Steve Shaw, Bristol, UK

Banning foie gras in York! Once again 'they' insist they know better than us. 'They' insist that 'they' inhabit the moral high ground; implying that we are not so advanced or developed in our thinking as 'them'. This is another proxy battle by the militant veggies whose ultimate aim is to reduce our freedom and make us follow their fascist diktat of vacuous vegetarianism.
Peter, Oxford UK

I'm not sure it concerns 'vacuous vegetarianism' but rather why animals should be mistreated to provide a luxury food-stuff. Nothing against killing animals for food, however in Europe we don't have any excuses for not treating animals 'humanely' in rearing and killing them.
Peter, Barnet

It's a matter of choice surely? You can choose to eat it or not, to go to a particular restaurant or not. There are plenty of farming methods which are just as cruel, foie gras is an easy target.

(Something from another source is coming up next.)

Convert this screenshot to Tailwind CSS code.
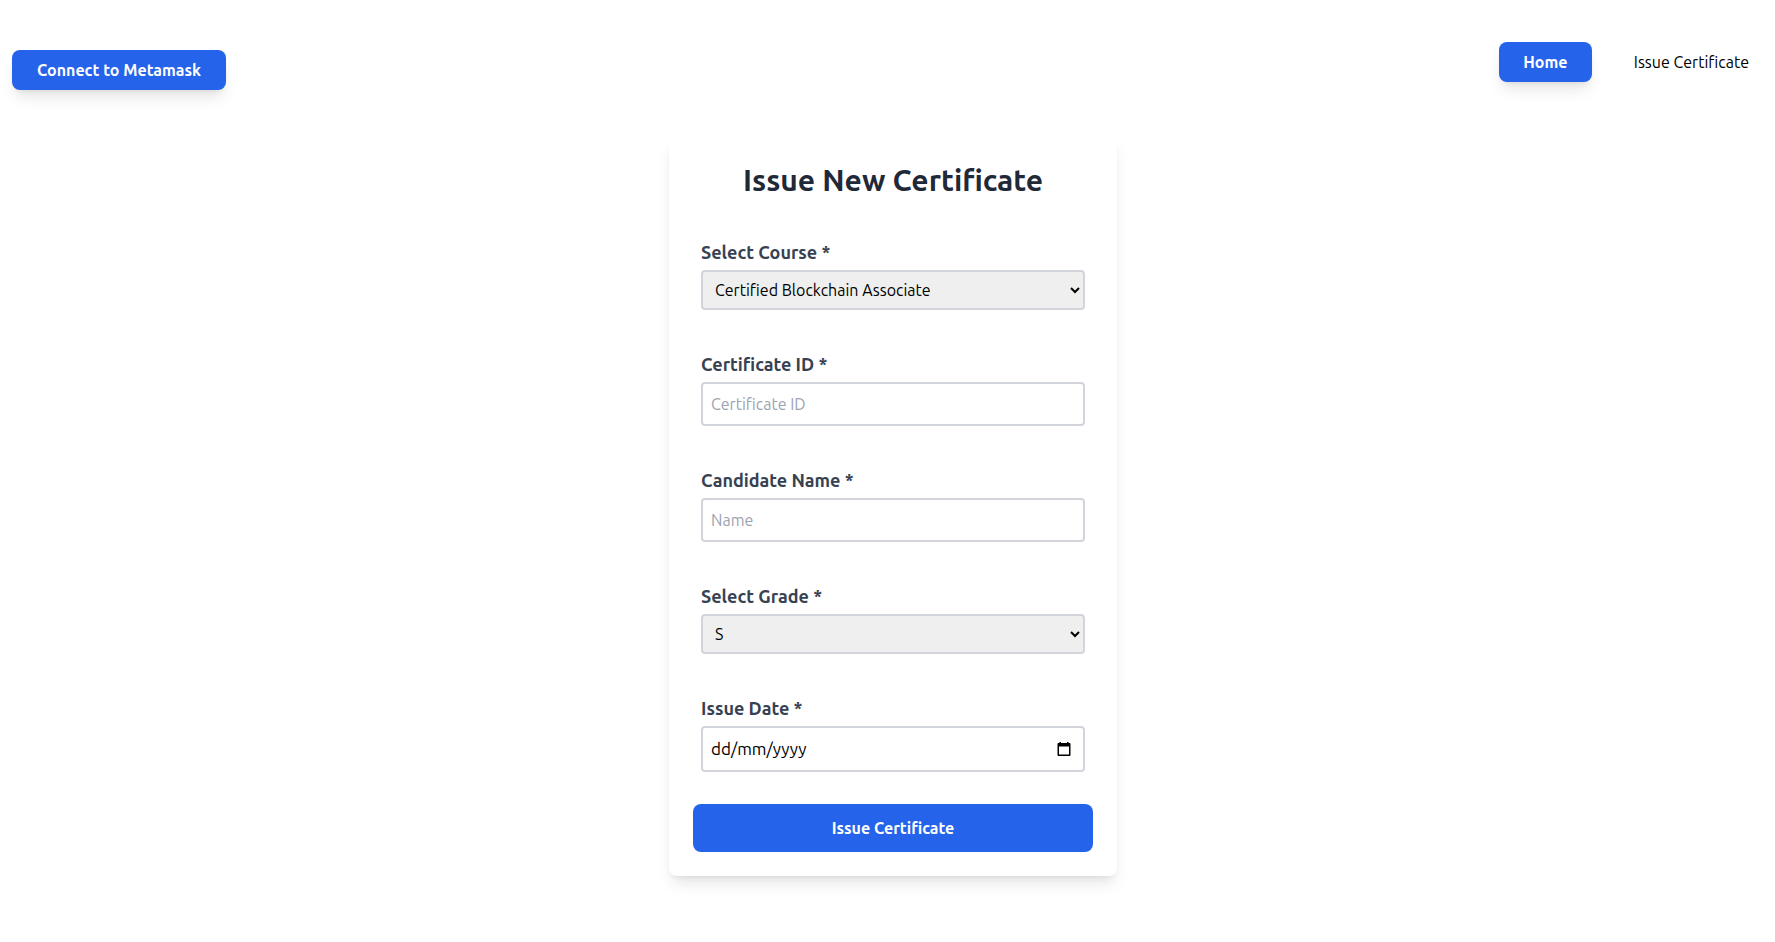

If the policymakers are going to decide what we can and can't eat, where will it end?
Sarah Halloran, Godalming

Wish I lived in York is all the councillors have nothing to worry about but geese. If you eat meat, animals will be kept against their will and killed for your pleasure. If you can't accept that, become a veggie.
Chris, Birmingham

I find Peter for Oxford's comments laughable and a little insulting. I am an unapologetic carnivore. I eat meat and quite a bit of it. I will never touch foie gras or veal because I don't believe it's natural. The fact that animals are a food source should not allow us to abuse them in this way. I happily pay a little extra for organic and free range. My wife is a vegetarian and has never tried to reduce my freedom as a meat eater. She only asks that she does not have to buy it for me... a price I am more than willing to pay!